На берегах Сены. - Одоевцева Ирина Владимировна 23 стр.


Проделав восточную войну, он не сразу вернулся в Варшаву, где стояла III артиллерийская бригада, а был причислен к Гвардейскому сводному полку, состоявшему при Александре Баттенбергском (в то время болгарском короле) и последовавшему за ним в Болгарию, где отец Георгия Иванова, как и А.А.Мосолов, стал флигель-адъютантом (это там называлось как-то иначе) Александра Баттенбергского.

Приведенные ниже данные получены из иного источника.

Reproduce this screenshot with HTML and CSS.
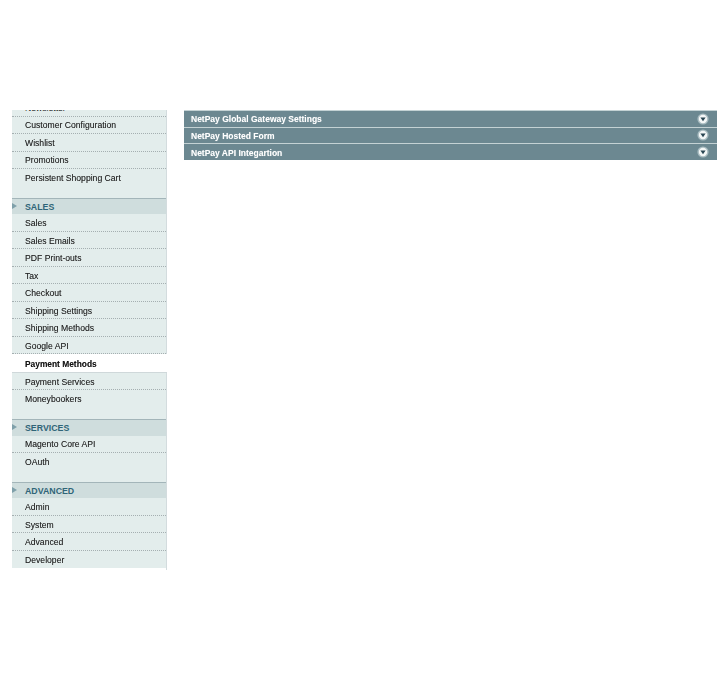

Незадолго до войны он женился на только что окончившей институт баронессе Вере Бир-Брау-Браурер ван Бренштейн. Она, впрочем, звалась просто Бренштейн.

Она происходила из голландской древней родовитой семьи, насчитывавшей среди своих предков крестоносцев. Один из баронов Бир ван Бренштейн триста лет тому назад переселился из Голландии в Польшу и вскоре перебрался в Россию, где поступил на военную службу.

Все его потомки, так и остававшиеся в России, были военными.

Мать Георгия Иванова, очень красивая и светская, блистала при дворе Александра Баттенбергского и заняла без интриг и борьбы первое место среди «придворных дам», не оспаривавших его у нее.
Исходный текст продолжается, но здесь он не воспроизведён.